*Required work*: What is the number of lines containing the string "React"? Answer with the number only.

*Data extract*:
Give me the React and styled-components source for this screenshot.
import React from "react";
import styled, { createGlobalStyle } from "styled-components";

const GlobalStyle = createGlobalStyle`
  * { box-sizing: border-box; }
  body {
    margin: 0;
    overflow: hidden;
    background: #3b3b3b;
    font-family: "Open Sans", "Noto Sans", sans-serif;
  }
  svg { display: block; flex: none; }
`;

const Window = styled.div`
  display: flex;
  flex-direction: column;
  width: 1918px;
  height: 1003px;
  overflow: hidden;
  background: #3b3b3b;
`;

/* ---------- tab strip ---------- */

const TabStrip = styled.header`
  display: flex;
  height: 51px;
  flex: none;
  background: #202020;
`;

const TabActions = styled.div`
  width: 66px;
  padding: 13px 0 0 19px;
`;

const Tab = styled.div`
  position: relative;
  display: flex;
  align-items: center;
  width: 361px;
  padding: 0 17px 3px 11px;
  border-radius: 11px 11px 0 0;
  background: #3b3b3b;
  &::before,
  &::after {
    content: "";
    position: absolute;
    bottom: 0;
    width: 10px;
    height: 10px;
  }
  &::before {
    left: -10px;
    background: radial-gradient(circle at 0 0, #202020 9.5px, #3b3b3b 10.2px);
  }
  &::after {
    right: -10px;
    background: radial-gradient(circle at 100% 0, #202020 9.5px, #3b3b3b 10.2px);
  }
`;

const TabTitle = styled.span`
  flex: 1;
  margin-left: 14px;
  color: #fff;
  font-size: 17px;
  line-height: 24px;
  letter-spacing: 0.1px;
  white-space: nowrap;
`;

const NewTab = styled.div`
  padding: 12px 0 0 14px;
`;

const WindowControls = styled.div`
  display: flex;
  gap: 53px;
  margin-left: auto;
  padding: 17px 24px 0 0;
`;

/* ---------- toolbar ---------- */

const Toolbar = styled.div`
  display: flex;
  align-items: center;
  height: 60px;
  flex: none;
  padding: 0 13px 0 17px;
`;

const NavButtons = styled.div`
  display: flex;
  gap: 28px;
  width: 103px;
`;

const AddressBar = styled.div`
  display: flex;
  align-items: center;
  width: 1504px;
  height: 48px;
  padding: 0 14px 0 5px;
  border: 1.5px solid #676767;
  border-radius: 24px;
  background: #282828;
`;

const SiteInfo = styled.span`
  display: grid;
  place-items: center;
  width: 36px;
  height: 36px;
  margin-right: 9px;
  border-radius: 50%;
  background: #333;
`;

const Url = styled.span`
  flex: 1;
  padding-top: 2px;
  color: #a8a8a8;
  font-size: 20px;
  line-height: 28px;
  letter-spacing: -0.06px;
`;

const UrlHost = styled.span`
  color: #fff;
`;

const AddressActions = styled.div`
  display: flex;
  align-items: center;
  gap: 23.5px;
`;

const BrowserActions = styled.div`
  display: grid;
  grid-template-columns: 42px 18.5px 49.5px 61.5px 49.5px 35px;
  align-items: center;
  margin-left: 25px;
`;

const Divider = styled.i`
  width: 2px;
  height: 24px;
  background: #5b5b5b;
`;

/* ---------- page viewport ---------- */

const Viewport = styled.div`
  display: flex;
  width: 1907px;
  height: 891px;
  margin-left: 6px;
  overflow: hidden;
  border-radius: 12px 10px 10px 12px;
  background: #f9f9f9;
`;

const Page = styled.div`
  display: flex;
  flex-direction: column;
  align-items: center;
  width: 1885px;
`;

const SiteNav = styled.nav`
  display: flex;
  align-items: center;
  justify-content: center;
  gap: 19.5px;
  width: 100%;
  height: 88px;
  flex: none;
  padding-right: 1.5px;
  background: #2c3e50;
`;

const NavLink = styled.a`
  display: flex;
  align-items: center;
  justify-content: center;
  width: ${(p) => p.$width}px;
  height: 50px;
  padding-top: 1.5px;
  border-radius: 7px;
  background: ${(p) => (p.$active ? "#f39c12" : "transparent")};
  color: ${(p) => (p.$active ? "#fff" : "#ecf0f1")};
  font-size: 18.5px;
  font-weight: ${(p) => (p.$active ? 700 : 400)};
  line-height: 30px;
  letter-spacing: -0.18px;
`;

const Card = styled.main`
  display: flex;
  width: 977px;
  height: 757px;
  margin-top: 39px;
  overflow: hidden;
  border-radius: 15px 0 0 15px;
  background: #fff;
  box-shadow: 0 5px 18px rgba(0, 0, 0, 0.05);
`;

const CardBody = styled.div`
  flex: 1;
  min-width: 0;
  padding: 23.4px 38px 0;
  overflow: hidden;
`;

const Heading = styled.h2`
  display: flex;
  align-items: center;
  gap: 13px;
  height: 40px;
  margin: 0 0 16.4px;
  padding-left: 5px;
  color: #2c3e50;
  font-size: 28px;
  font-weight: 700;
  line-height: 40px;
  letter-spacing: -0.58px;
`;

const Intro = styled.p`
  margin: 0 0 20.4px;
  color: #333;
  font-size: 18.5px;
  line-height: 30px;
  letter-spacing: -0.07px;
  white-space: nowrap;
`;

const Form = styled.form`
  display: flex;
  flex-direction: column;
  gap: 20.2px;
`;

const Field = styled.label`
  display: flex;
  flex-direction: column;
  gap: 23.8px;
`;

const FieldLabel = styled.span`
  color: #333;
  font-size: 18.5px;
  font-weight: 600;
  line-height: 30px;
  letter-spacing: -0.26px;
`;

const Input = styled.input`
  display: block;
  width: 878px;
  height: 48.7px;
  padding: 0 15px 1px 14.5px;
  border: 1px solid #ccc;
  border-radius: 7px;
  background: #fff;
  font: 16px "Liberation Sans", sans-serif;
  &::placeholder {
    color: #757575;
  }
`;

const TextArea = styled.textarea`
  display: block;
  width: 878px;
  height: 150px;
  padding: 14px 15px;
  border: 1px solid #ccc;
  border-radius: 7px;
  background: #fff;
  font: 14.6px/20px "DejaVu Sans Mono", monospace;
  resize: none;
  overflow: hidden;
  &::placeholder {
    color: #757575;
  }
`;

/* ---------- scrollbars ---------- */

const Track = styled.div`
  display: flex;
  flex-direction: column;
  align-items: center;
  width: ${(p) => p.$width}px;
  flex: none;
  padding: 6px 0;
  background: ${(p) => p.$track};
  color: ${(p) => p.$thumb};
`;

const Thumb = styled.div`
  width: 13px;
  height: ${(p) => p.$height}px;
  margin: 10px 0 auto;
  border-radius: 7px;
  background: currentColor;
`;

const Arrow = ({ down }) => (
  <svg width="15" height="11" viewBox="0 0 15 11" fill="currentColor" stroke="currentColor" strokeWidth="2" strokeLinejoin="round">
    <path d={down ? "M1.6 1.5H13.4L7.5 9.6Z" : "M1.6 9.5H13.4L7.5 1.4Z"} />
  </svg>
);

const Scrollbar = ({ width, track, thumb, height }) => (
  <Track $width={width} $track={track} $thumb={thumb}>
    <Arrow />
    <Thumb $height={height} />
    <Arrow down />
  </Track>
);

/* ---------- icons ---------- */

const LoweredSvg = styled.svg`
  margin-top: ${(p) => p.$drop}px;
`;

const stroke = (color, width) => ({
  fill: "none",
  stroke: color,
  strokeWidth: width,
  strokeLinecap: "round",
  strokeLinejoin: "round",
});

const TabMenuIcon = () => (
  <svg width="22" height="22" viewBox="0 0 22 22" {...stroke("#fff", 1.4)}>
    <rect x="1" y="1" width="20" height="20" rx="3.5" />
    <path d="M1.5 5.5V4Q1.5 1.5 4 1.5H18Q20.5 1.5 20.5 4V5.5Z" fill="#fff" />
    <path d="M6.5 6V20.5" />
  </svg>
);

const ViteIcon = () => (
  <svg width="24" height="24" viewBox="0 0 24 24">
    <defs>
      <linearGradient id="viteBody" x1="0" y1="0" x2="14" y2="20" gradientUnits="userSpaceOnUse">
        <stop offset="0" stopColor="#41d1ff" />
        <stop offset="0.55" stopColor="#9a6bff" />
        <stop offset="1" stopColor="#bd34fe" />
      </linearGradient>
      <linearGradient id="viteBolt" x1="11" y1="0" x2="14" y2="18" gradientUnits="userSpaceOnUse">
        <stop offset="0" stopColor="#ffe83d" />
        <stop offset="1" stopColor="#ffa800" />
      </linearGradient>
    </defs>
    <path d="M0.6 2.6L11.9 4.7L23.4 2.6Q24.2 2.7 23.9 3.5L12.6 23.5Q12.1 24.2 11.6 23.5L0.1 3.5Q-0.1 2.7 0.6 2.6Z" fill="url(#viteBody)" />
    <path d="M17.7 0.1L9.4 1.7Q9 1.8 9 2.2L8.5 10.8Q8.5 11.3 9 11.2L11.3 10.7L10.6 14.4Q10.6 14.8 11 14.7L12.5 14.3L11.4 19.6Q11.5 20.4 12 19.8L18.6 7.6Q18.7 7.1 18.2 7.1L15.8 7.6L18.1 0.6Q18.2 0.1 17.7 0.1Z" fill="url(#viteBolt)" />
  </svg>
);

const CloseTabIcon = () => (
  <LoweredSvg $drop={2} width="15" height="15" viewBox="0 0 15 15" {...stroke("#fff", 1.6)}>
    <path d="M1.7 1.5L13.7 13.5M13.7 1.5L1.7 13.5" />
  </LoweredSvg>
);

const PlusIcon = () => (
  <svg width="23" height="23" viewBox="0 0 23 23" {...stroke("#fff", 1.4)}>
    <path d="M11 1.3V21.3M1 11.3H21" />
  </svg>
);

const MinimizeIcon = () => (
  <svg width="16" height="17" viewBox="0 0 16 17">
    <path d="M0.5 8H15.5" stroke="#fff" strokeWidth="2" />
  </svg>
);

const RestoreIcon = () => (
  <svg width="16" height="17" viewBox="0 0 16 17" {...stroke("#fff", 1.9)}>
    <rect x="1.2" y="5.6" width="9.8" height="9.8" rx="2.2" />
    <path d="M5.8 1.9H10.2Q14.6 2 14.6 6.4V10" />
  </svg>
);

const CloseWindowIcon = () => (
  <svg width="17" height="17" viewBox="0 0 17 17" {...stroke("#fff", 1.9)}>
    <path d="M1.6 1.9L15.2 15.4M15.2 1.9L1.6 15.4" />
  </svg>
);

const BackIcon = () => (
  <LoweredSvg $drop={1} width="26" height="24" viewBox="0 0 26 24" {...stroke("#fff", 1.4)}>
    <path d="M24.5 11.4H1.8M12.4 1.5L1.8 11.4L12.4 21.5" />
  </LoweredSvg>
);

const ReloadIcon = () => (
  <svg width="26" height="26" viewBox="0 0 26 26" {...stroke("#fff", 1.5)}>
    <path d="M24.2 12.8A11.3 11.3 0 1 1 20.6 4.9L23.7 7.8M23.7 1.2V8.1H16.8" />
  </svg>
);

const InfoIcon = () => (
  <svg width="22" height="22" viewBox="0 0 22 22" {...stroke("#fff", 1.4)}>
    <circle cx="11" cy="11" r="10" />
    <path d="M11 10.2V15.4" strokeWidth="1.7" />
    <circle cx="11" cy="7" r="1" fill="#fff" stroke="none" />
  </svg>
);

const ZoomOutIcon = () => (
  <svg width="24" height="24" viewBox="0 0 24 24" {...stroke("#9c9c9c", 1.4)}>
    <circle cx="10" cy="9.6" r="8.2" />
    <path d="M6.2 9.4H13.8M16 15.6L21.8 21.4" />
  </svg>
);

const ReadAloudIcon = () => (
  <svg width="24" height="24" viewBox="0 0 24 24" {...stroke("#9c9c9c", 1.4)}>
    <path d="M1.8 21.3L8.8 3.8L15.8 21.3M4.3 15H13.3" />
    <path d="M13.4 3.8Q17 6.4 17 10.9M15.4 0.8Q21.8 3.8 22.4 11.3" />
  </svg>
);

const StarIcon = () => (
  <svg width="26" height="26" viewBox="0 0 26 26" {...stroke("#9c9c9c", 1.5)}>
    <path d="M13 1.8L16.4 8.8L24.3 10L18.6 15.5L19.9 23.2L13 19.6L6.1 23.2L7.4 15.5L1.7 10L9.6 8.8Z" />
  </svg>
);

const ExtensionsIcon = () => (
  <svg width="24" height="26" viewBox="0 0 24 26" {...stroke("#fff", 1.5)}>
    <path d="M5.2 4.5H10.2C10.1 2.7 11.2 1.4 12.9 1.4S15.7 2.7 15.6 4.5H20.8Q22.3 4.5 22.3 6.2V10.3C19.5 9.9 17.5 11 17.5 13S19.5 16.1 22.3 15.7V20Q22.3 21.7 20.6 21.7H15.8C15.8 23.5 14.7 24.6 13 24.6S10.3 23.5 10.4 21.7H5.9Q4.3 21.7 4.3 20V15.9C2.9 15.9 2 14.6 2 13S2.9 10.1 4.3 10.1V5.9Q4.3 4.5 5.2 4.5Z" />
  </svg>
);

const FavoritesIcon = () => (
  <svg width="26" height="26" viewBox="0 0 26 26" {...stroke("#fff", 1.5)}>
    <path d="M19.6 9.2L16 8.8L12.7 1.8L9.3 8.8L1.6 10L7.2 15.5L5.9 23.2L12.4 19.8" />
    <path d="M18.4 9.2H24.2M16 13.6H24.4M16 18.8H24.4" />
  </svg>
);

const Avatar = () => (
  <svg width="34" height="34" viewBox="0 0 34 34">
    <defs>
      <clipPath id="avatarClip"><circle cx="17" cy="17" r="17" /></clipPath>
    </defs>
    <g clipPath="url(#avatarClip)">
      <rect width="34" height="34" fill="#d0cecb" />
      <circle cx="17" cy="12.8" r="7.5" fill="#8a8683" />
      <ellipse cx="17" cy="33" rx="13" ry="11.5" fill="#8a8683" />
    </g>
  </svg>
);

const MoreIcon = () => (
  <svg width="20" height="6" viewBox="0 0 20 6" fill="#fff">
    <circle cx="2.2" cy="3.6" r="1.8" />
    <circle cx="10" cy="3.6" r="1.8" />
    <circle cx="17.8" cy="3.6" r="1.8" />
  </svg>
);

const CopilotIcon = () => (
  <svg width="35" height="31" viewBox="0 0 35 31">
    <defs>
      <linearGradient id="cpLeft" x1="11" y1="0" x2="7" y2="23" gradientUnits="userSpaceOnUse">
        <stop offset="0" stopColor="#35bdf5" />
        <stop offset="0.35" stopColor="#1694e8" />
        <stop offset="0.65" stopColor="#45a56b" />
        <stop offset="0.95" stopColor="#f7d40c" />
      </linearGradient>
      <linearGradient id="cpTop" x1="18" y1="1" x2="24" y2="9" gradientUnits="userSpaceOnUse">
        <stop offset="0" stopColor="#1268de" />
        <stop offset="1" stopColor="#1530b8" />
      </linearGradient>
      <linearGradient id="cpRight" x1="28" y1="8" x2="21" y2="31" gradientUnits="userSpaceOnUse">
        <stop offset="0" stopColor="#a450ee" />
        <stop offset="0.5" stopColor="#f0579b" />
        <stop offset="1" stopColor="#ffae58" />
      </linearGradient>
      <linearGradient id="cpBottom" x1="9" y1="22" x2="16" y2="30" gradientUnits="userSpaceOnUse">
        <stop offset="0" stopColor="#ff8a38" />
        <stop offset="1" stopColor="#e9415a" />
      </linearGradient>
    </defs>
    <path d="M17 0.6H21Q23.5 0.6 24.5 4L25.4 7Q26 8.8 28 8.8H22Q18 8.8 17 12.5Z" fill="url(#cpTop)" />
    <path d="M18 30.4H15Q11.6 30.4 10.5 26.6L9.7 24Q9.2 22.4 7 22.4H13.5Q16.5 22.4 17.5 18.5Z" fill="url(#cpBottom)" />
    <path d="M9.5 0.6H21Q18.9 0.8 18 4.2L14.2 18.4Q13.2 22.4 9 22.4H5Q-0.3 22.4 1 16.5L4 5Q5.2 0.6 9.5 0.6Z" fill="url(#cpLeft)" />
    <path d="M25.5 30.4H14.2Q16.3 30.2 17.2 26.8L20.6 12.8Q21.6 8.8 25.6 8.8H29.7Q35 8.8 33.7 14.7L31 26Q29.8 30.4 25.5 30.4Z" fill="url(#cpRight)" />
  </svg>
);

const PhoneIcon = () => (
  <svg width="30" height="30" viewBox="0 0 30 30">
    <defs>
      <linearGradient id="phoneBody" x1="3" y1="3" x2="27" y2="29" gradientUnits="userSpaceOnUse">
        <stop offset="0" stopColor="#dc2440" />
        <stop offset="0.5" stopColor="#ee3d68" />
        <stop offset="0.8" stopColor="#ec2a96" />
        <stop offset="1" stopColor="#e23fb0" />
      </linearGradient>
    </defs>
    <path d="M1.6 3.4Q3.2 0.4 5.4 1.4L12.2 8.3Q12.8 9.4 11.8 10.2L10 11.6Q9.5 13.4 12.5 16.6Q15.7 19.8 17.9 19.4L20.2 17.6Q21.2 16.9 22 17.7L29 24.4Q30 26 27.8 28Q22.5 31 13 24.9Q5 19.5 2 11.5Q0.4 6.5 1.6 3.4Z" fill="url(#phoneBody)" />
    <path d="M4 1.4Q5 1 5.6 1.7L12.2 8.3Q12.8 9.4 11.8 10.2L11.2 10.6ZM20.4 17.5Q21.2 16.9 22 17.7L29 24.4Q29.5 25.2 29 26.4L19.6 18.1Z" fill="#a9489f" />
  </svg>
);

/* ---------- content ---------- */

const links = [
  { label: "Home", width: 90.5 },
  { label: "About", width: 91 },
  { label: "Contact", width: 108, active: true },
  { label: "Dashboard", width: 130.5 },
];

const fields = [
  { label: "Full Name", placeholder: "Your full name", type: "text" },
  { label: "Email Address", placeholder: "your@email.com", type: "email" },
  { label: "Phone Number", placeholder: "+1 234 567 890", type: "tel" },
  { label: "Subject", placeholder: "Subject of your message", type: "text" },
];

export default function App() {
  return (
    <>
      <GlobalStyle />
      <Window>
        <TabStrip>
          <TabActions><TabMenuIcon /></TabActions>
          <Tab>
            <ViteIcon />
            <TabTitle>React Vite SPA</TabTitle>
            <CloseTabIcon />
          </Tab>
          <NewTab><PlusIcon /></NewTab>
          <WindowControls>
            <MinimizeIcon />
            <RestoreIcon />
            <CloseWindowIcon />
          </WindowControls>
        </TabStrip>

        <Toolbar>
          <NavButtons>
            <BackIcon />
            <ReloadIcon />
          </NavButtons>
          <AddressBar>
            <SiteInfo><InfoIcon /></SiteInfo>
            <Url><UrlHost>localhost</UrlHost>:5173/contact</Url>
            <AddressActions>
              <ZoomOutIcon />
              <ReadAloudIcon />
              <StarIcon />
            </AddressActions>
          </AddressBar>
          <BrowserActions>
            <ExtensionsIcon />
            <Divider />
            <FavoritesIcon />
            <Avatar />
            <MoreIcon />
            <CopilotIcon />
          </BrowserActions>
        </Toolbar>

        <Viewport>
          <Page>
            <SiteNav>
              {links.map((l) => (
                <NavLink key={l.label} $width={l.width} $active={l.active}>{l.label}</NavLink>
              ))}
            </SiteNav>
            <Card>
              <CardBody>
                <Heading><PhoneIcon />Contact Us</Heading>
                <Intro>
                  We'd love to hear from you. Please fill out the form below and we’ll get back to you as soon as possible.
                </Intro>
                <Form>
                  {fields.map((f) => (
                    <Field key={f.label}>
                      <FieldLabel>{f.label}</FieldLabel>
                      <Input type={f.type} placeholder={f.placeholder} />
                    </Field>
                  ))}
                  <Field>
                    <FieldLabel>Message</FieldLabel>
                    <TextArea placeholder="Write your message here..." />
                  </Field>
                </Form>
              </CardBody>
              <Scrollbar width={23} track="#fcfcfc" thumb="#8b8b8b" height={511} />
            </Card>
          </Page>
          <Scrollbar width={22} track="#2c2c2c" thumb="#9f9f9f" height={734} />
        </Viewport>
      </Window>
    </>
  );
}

*Solution for this problem*: 3